Imaginemos por unos minutos que el monumento más querido y emblemático de la Ciudad de México cobra voz:
Me llaman “El Ángel”, pero en realidad soy una Victoria Alada. Llegué durante las fiestas del centenario de la Independencia de México el 16 de septiembre de 1910 a raíz de que Porfirio Díaz encomendó la realización de un monumento conmemorativo. El diseño es del arquitecto Antonio Rivas Mercado y fue el escultor italiano Enrique Alciati quien me modeló con siete toneladas de bronce y oro inspirado en una bella mujer de nombre Ernesta Robles. He sobrevivido a tres fuertes terremotos. El primero fue en 1957, cuando volé 45 metros y caí en pedazos. Entonces mi cabeza yacía al pie del monumento y uno de mis brazos atravesaba la avenida Reforma. El escultor José María Fernández recreó mi figura de nuevo y un año después ya estaba lista. Luego sufrí la sacudida de sismos como el de 1985 y el de 2017. Pero sigo en pie.
He sido mudo testigo de incontables episodios. A los pies de la columna que me sostiene se han reunido en la última década ciudadanos y movimientos sociales muy diversos que comienzan o culminan sus marchas aquí. Desde las alturas he escuchado: “No más muertos”, “Ya basta”, “Estamos hasta la madre”, “Vivas nos queremos”, “Los fenómenos son naturales, los desastres son humanos”, “Matan a uno para callarnos a todos”, “Porque queremos justicia sembramos memoria”, “Vivos se los llevaron, vivos los queremos”… Las frases resuenan en la memoria colectiva y unen a la sociedad agraviada.
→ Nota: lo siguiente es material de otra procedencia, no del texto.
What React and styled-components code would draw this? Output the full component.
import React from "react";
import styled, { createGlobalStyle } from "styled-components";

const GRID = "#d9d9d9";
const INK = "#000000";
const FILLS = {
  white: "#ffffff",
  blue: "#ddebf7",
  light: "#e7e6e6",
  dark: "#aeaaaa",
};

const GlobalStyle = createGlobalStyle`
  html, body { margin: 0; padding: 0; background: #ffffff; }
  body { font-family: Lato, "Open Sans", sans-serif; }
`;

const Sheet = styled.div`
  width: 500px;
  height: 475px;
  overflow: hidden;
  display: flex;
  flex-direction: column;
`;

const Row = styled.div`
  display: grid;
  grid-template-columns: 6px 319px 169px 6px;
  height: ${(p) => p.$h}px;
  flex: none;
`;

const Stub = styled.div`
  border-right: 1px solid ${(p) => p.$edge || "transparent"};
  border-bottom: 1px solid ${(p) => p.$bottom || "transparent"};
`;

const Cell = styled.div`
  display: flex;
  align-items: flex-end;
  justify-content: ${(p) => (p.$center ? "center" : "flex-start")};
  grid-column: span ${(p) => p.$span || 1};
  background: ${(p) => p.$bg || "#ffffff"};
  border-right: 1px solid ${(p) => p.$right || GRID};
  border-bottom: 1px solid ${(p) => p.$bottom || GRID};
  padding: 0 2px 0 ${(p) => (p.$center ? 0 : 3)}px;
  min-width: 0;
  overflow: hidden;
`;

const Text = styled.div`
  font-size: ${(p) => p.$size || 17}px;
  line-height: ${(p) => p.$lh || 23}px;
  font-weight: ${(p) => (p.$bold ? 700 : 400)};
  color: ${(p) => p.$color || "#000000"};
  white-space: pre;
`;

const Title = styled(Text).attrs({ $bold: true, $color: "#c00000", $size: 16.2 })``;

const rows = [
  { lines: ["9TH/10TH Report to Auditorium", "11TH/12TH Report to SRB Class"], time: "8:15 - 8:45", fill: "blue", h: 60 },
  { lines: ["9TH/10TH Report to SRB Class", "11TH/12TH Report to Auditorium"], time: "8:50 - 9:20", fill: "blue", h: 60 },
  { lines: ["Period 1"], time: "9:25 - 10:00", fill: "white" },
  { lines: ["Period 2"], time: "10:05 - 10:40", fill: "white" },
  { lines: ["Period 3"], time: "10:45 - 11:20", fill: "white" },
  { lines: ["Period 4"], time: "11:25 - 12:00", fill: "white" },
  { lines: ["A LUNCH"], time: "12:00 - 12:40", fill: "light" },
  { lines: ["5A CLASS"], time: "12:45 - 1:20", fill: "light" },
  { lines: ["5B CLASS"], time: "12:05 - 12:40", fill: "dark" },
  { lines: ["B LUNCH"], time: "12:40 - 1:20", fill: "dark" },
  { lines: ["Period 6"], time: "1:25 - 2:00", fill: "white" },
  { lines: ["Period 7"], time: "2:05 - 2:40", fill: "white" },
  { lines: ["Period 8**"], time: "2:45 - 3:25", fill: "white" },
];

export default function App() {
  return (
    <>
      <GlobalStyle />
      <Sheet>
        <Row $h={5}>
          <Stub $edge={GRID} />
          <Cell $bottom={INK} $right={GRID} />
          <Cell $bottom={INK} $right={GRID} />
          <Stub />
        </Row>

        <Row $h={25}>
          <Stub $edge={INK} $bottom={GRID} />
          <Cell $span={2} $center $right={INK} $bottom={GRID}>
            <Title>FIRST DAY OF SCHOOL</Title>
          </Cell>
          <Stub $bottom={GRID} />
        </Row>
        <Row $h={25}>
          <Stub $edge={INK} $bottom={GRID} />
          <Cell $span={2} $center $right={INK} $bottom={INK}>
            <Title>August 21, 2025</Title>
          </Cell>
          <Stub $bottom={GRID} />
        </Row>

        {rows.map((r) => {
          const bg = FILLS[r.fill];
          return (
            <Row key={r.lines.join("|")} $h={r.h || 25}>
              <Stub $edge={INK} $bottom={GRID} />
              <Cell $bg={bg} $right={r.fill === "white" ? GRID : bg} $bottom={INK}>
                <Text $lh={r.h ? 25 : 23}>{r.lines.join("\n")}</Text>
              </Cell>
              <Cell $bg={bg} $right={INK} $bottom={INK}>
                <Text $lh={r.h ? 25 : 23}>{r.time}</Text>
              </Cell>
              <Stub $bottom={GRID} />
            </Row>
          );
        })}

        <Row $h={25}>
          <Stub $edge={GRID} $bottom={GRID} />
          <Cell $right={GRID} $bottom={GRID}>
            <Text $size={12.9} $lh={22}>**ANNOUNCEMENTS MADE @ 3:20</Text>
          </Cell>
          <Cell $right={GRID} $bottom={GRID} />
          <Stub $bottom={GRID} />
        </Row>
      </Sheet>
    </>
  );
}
He aprendido a identificar si se trata de padres en busca de sus hijos, del gremio periodístico que protesta por la pérdida continua de colegas asesinados, de comunidades en defensa de la diversidad sexual, de estudiantes que buscan a 43 compañeros desaparecidos, de niños y adolescentes que han perdido a familiares y se preguntan en dónde están colocando sus fotografías al pie de la columna con una veladora. Todos exigen fin a la violencia y la impunidad.
En los últimos años, las mujeres han ido levantando su voz cada vez más. Las escucho: “No me cuidan, me violan”, “Nos están matando”, “Ni una más, ni una menos”, “Todas las mujeres, contra todas las violencias”, “Quiero vivir, no sobrevivir”… Percibo juventud y rebeldía, convicción y hartazgo frente a la violencia de género y el patriarcado que la nutre.
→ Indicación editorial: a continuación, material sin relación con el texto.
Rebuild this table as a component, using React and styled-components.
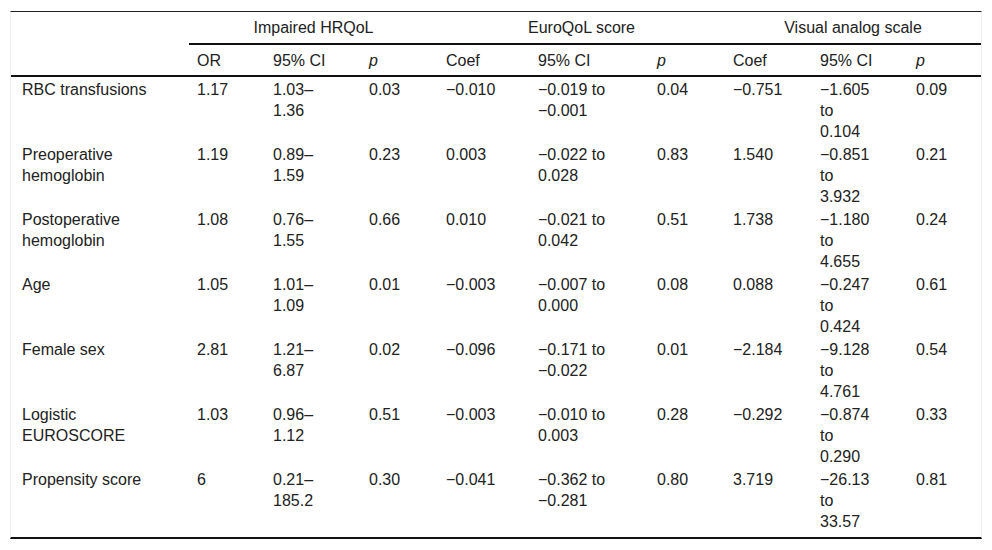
import React from 'react';
import styled, { createGlobalStyle } from 'styled-components';

const GlobalStyle = createGlobalStyle`
  html, body {
    margin: 0;
    padding: 0;
    background: #fff;
  }
`;

const Page = styled.div`
  padding: 11px 0 0 10px;
  font-family: 'Liberation Sans', Arial, Helvetica, sans-serif;
  color: #222;
`;

const Frame = styled.div`
  width: 970px;
  border-top: 1px solid #222;
  border-bottom: 2px solid #111;
  border-left: 1px solid #ececec;
  border-right: 1px solid #ececec;
`;

const Table = styled.table`
  width: 970px;
  table-layout: fixed;
  border-collapse: collapse;
  font-size: 16px;
  line-height: 21px;

  tbody tr:last-child td {
    padding-bottom: 5px;
  }
`;

const GroupHead = styled.th`
  font-weight: normal;
  text-align: center;
  padding: 5px 0 5px;
  border-bottom: 2px solid #111;
`;

const SubHead = styled.th`
  font-weight: normal;
  text-align: left;
  padding: 5px 32px 4px ${(p) => (p.$first ? '11px' : '8px')};
  border-bottom: 2px solid #111;
  font-style: ${(p) => (p.$italic ? 'italic' : 'normal')};
`;

const Cell = styled.td`
  vertical-align: top;
  text-align: left;
  padding: 2px 32px 0 ${(p) => (p.$first ? '11px' : '8px')};
`;

const widths = [178, 76, 96, 77, 92, 119, 76, 87, 96, 73];

const rows = [
  ['RBC transfusions', '1.17', '1.03–1.36', '0.03', '−0.010', '−0.019 to −0.001', '0.04', '−0.751', '−1.605 to 0.104', '0.09'],
  ['Preoperative hemoglobin', '1.19', '0.89–1.59', '0.23', '0.003', '−0.022 to 0.028', '0.83', '1.540', '−0.851 to 3.932', '0.21'],
  ['Postoperative hemoglobin', '1.08', '0.76–1.55', '0.66', '0.010', '−0.021 to 0.042', '0.51', '1.738', '−1.180 to 4.655', '0.24'],
  ['Age', '1.05', '1.01–1.09', '0.01', '−0.003', '−0.007 to 0.000', '0.08', '0.088', '−0.247 to 0.424', '0.61'],
  ['Female sex', '2.81', '1.21–6.87', '0.02', '−0.096', '−0.171 to −0.022', '0.01', '−2.184', '−9.128 to 4.761', '0.54'],
  ['Logistic EUROSCORE', '1.03', '0.96–1.12', '0.51', '−0.003', '−0.010 to 0.003', '0.28', '−0.292', '−0.874 to 0.290', '0.33'],
  ['Propensity score', '6', '0.21–185.2', '0.30', '−0.041', '−0.362 to −0.281', '0.80', '3.719', '−26.13 to 33.57', '0.81'],
];

const subHeads = ['OR', '95% CI', 'p', 'Coef', '95% CI', 'p', 'Coef', '95% CI', 'p'];

export default function App() {
  return (
    <Page>
      <GlobalStyle />
      <Frame>
        <Table>
          <colgroup>
            {widths.map((w, i) => (
              <col key={i} style={{ width: w }} />
            ))}
          </colgroup>
          <thead>
            <tr>
              <SubHead $first rowSpan={2} />
              <GroupHead colSpan={3}>Impaired HRQoL</GroupHead>
              <GroupHead colSpan={3}>EuroQoL score</GroupHead>
              <GroupHead colSpan={3}>Visual analog scale</GroupHead>
            </tr>
            <tr>
              {subHeads.map((h, i) => (
                <SubHead key={i} $italic={h === 'p'}>{h}</SubHead>
              ))}
            </tr>
          </thead>
          <tbody>
            {rows.map((r) => (
              <tr key={r[0]}>
                {r.map((v, i) => (
                  <Cell key={i} $first={i === 0}>{v}</Cell>
                ))}
              </tr>
            ))}
          </tbody>
        </Table>
      </Frame>
    </Page>
  );
}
Desde aquí veo el acoso callejero, el manoseo, el abuso del taxista y del transeúnte, del jefe en la oficina y del pariente, la agresión disfrazada de “piropo”, la indiferencia de las autoridades, la complicidad policiaca y de los Ministerios Públicos y jueces, la indolencia social. Sé que los feminicidios aumentaron un 150% de 2015 a 2019 y que en lo que va de este año van 2 mil 173 mujeres asesinadas, 10 al día, 563 víctimas de feminicidio y mil 610 por homicidio doloso; también sé que cada cuatro minutos se comete en México una violación sexual.
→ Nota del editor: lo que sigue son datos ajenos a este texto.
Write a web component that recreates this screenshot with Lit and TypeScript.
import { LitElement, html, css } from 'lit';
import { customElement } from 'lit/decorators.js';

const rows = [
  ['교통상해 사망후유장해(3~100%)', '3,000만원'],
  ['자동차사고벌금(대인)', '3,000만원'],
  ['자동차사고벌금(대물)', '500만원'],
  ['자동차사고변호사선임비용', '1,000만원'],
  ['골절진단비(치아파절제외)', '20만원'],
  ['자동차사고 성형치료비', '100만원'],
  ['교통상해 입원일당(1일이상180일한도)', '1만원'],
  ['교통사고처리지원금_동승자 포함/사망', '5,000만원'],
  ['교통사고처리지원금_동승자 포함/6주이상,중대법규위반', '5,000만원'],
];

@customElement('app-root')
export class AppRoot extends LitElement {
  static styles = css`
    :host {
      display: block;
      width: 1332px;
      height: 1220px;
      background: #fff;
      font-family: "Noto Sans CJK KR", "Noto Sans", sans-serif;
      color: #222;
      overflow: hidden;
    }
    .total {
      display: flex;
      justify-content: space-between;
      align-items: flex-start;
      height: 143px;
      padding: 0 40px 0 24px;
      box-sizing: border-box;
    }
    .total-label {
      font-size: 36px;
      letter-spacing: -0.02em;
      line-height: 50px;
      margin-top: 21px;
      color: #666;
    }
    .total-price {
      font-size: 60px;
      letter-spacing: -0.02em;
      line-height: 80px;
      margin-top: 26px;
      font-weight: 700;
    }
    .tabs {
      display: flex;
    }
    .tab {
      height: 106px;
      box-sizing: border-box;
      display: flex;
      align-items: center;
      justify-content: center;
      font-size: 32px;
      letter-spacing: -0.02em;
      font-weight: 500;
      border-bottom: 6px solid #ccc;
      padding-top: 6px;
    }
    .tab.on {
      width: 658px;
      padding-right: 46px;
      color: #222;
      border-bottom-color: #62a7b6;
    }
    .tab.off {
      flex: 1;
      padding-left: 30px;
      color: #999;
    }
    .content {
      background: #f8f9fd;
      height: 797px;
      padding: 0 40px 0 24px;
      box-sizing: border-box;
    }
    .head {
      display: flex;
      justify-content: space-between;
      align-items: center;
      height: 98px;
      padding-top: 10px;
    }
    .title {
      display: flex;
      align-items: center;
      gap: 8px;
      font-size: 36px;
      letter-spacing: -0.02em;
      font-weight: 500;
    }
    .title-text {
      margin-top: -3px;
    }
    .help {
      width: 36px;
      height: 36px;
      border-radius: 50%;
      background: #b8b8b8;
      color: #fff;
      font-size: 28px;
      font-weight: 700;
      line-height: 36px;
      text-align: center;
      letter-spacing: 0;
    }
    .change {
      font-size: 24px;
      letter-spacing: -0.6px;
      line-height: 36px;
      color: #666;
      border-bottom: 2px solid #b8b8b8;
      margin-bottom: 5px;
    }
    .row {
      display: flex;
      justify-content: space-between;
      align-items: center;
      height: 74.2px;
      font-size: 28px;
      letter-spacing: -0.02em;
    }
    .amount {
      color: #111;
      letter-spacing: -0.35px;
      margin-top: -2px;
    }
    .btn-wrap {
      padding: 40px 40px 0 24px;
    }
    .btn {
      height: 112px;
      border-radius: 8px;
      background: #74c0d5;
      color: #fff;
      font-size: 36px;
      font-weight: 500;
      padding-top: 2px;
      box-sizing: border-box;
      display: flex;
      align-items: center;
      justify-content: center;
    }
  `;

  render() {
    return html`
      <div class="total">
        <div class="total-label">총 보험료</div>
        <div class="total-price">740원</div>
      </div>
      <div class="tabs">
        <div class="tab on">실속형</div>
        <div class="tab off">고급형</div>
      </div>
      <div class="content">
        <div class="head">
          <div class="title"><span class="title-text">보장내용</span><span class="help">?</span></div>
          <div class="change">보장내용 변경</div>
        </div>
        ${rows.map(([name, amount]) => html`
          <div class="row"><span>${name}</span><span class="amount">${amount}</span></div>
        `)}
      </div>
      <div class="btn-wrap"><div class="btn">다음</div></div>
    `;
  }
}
Percibo rabia en las jóvenes feministas que ya no desean vivir así, que exigen libertad, vestir como quieran, caminar sin miedo a un secuestro, abordar el transporte público sin temor al abuso. Ir a la escuela, a la universidad, al trabajo o al antro por la noche sin que sus padres sufran horas de angustia. Están hartas de que sus amigas o compañeras salgan de casa y no regresen o las encuentren tiradas en un terreno baldío. Por eso se organizan y han decidido cuidarse entre ellas y diseñar los protocolos que nadie más implementa. Porque los feminicidios y la violencia son más frecuentes y crueles. Y a quienes denuncian las revictimizan. Entonces ahora sí rompieron vidrios, grafitearon y pintaron la base de mi monumento. Y vieron que sólo así las escucharon. Un colectivo de restauradoras solicita no remover las pintas hasta que se resuelva la violencia de género en este país.
Yo sigo en pie. Con la corona de laureles en una mano y en la otra, una cadena rota como símbolo de liberación. Y veo multiplicarse la diamantina rosa y los pañuelos verdes.